Indeed in Australia, every state government milks a stamp duty of 10% of the premium paid on new and renewed life insurance contracts every year.
This stamp duty is now falling rapidly as ASIC's views and downward pressure on commissions impact sales.
It will be down some 30% YTD and this may increase by the end of 2019. I am sure the states at the next Council of Australian Governments meeting with the Treasurer will be unhappy with ASIC.
When sales fall, so does profit, and thus company tax payments from the insurers is now down 70% on what they were four years ago.
Treasury will also be unhappy with ASIC.
This is a huge win for ASIC in that it's crushed government revenues in this sector and, by its policy of reducing commission to zero, will drive the profitability of the industry to the same level.

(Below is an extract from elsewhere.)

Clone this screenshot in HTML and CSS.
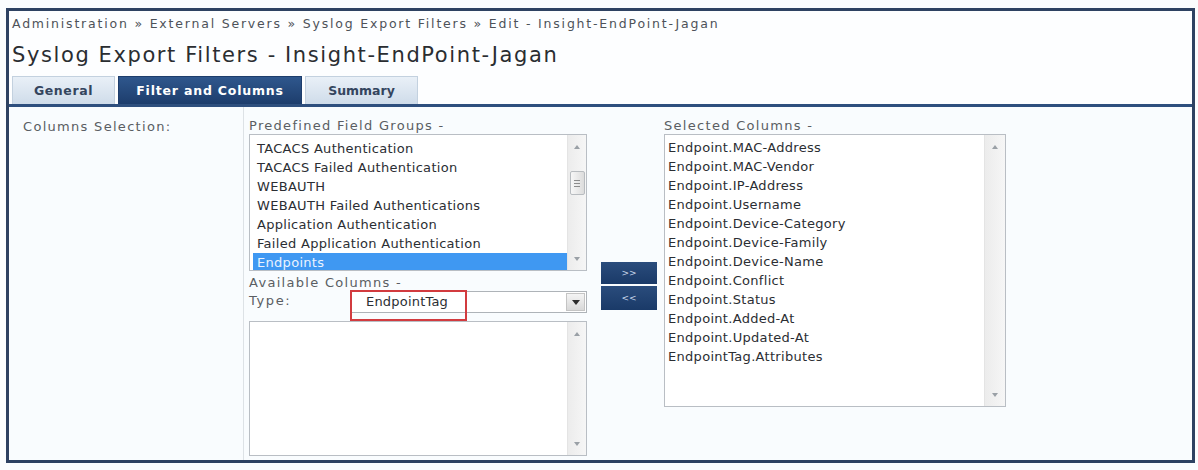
FILE: index.html
```html
<!DOCTYPE html>
<html lang="en">
<head>
    <meta charset="UTF-8">
    <title>Syslog Export Filters - Insight-EndPoint-Jagan</title>
    <link rel="stylesheet" href="styles.css">
</head>
<body>
    <div class="frame">
        <!-- Header -->
        <div class="header">
            <div class="breadcrumb">Administration &raquo; External Servers &raquo; Syslog Export Filters &raquo; Edit - Insight-EndPoint-Jagan</div>
            <h1 class="title">Syslog Export Filters - Insight-EndPoint-Jagan</h1>
        </div>

        <!-- Tabs -->
        <div class="tabs">
            <div class="tab tab-general">General</div>
            <div class="tab tab-active">Filter and Columns</div>
            <div class="tab tab-summary">Summary</div>
        </div>

        <!-- Content -->
        <div class="content">
            <div class="label-col">Columns Selection:</div>
            <div class="fields">
                <div class="col-left">
                    <div class="field-label">Predefined Field Groups -</div>
                    <div class="listbox groups">
                        <div class="list-items">
                            <div class="item">TACACS Authentication</div>
                            <div class="item">TACACS Failed Authentication</div>
                            <div class="item">WEBAUTH</div>
                            <div class="item">WEBAUTH Failed Authentications</div>
                            <div class="item">Application Authentication</div>
                            <div class="item">Failed Application Authentication</div>
                            <div class="item selected">Endpoints</div>
                        </div>
                        <div class="scrollbar">
                            <span class="arrow up"></span>
                            <span class="thumb"><span class="grip"></span></span>
                            <span class="arrow down"></span>
                        </div>
                    </div>
                    <div class="field-label avail">Available Columns -</div>
                    <div class="type-row">
                        <span class="type-label">Type:</span>
                        <div class="select">
                            <span class="select-value">EndpointTag</span>
                            <span class="select-btn"><span class="arrow down dark"></span></span>
                            <span class="highlight"></span>
                        </div>
                    </div>
                    <div class="listbox available">
                        <div class="list-items"></div>
                        <div class="scrollbar plain">
                            <span class="arrow up"></span>
                            <span class="arrow down"></span>
                        </div>
                    </div>
                </div>

                <div class="col-buttons">
                    <button class="move-btn">&gt;&gt;</button>
                    <button class="move-btn">&lt;&lt;</button>
                </div>

                <div class="col-right">
                    <div class="field-label">Selected Columns -</div>
                    <div class="listbox selected-cols">
                        <div class="list-items">
                            <div class="item">Endpoint.MAC-Address</div>
                            <div class="item">Endpoint.MAC-Vendor</div>
                            <div class="item">Endpoint.IP-Address</div>
                            <div class="item">Endpoint.Username</div>
                            <div class="item">Endpoint.Device-Category</div>
                            <div class="item">Endpoint.Device-Family</div>
                            <div class="item">Endpoint.Device-Name</div>
                            <div class="item">Endpoint.Conflict</div>
                            <div class="item">Endpoint.Status</div>
                            <div class="item">Endpoint.Added-At</div>
                            <div class="item">Endpoint.Updated-At</div>
                            <div class="item">EndpointTag.Attributes</div>
                        </div>
                        <div class="scrollbar plain">
                            <span class="arrow up"></span>
                            <span class="arrow down"></span>
                        </div>
                    </div>
                </div>
            </div>
        </div>
    </div>
</body>
</html>
```
FILE: styles.css
```css
/* Base */
body {
    margin: 0;
    background-color: #fbfdfe;
    font-family: "DejaVu Sans", Verdana, sans-serif;
    color: #333;
}

.frame {
    margin: 8px 3px 0 6px;
    height: 449px;
    border: 3px solid #2e4262;
    background-color: #fdfeff;
    display: flex;
    flex-direction: column;
}

/* Header */
.header {
    padding: 5px 0 0 3px;
}

.breadcrumb {
    font-size: 12.5px;
    letter-spacing: 1.8px;
    color: #4d5259;
    line-height: 16px;
    white-space: nowrap;
}

.title {
    margin: 10px 0 0;
    font-size: 21px;
    font-weight: normal;
    color: #2a2d31;
    line-height: 26px;
    letter-spacing: 1.6px;
    white-space: nowrap;
}

/* Tabs */
.tabs {
    display: flex;
    gap: 3px;
    margin-top: 8px;
    padding-left: 3px;
    border-bottom: 3px solid #2e4f7e;
}

.tab {
    height: 27px;
    line-height: 27px;
    font-size: 12.5px;
    font-weight: bold;
    letter-spacing: 0.6px;
    text-align: center;
    color: #34455e;
    background: linear-gradient(#e9f0f7, #cfdcea);
    border: 1px solid #c3d1df;
    border-bottom: none;
}

.tab-general {
    width: 101px;
}

.tab-active {
    width: 182px;
    letter-spacing: 0.8px;
    color: #fff;
    background: linear-gradient(#2f578d, #1d3d6c);
    border-color: #1d3d6c;
}

.tab-summary {
    width: 111px;
    letter-spacing: 0;
}

/* Content */
.content {
    flex: 1;
    display: flex;
    background-color: #f9fcfe;
}

.label-col {
    width: 220px;
    padding: 12px 0 0 14px;
    font-size: 13px;
    letter-spacing: 1.3px;
    color: #5a5e63;
    border-right: 1px solid #dde2e6;
}

.fields {
    display: flex;
    padding: 12px 0 0 5px;
}

.field-label {
    font-size: 13px;
    letter-spacing: 1.3px;
    color: #5a5e63;
    line-height: 14px;
    white-space: nowrap;
}

.col-left {
    width: 338px;
}

/* Listboxes */
.listbox {
    display: flex;
    background-color: #fff;
    border: 1px solid #b9bec4;
    overflow: hidden;
}

.list-items {
    flex: 1;
    padding: 3px 0 0 3px;
}

.item {
    height: 19px;
    line-height: 19px;
    padding-left: 4px;
    font-size: 13px;
    letter-spacing: 0.3px;
    color: #2b2e33;
    white-space: nowrap;
}

.item.selected {
    background-color: #3f98f2;
    color: #eaf3ff;
}

.groups {
    height: 135px;
    margin-top: 1px;
}

.groups .list-items {
    padding-top: 4px;
}

.available {
    height: 133px;
}

.selected-cols {
    height: 271px;
    margin-top: 1px;
}

.selected-cols .list-items {
    padding: 3px 0 0 0;
}

.selected-cols .item {
    padding-left: 3px;
}

/* Scrollbars */
.scrollbar {
    width: 18px;
    background: linear-gradient(90deg, #ececec, #f6f6f6);
    border-left: 1px solid #e4e4e4;
    display: flex;
    flex-direction: column;
    align-items: center;
    padding: 10px 0 9px;
}

.scrollbar.plain {
    justify-content: space-between;
}

.selected-cols .scrollbar {
    width: 20px;
}

.arrow {
    width: 0;
    height: 0;
    border-left: 3px solid transparent;
    border-right: 3px solid transparent;
}

.arrow.up {
    border-bottom: 4px solid #9aa0a6;
}

.arrow.down {
    border-top: 4px solid #9aa0a6;
}

.arrow.down.dark {
    border-left-width: 4px;
    border-right-width: 4px;
    border-top: 5px solid #2b2b2b;
}

.thumb {
    margin: 22px 0 auto;
    width: 13px;
    height: 22px;
    border: 1px solid #b8bcc0;
    border-radius: 2px;
    background: linear-gradient(90deg, #f7f7f7, #dcdcdc);
    display: flex;
    align-items: center;
    justify-content: center;
}

.grip {
    width: 6px;
    height: 5px;
    border-top: 1px solid #8c8c8c;
    border-bottom: 1px solid #8c8c8c;
    position: relative;
}

.grip::after {
    content: "";
    position: absolute;
    left: 0;
    right: 0;
    top: 2px;
    border-top: 1px solid #8c8c8c;
}

/* Available columns */
.avail {
    margin-top: 5px;
}

.type-row {
    display: flex;
    align-items: flex-start;
    margin-top: 1px;
    height: 30px;
}

.type-label {
    width: 102px;
    padding-top: 2px;
    font-size: 13px;
    letter-spacing: 1.6px;
    color: #5a5e63;
    line-height: 16px;
}

.select {
    flex: 1;
    position: relative;
    height: 20px;
    display: flex;
    background-color: #fff;
    border: 1px solid #aeb3b8;
}

.select-value {
    flex: 1;
    padding-left: 14px;
    line-height: 20px;
    font-size: 13px;
    letter-spacing: 0.2px;
    color: #2b2e33;
}

.select-btn {
    width: 17px;
    margin: 1px;
    background: linear-gradient(#f4f4f4, #d8d8d8);
    border: 1px solid #c4c4c4;
    display: flex;
    align-items: center;
    justify-content: center;
}

/* Red annotation box */
.highlight {
    position: absolute;
    left: -2px;
    top: -2px;
    width: 113px;
    height: 27px;
    border: 2px solid #d23b3f;
}

/* Move buttons */
.col-buttons {
    width: 56px;
    margin-left: 14px;
    padding-top: 143px;
    display: flex;
    flex-direction: column;
    gap: 2px;
}

.move-btn {
    height: 22px;
    padding: 0;
    border: none;
    font-family: "DejaVu Sans", sans-serif;
    font-size: 9px;
    color: #c8d6ea;
    background: linear-gradient(#2a4c7c, #1a3a68);
}

.move-btn + .move-btn {
    height: 24px;
}

.col-right {
    width: 342px;
    margin-left: 7px;
}
```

It will be interesting to see the 30 June 2019 figures from each life insurer showing the impact of commission reductions commenced last year.
Secondly, it will be interesting to see how many financial advisers bother to sell a life insurance policy with an annual premium of $1000 of which they will receive maybe $600. Keeping in mind they have to sustain the cost of the Statement of Advice, time spent with the client, and the complex documentation of a life risk case.
One in four risk cases fail to be underwritten mainly due to non-disclosure, and an unhappy client is unlikely to pay a fee for service for something that never happened.
They will instead choose not to take the client and the liability of a clawback that sits in the deal for two years.
When the cash flows continue to fall and staff is made redundant at an increasing pace, and when the tax revenue for both state and federal government diminishes substantially, we will be able to look back and say this was an incredibly successful public policy exercise.
In the end, the regulators are going to discover the market and money is like water - it will find its own level.
If nothing changes and commissions are reduced further then the life insurance industry will collapse, and the fault will be entirely and properly laid at the door of ASIC for not understanding the market.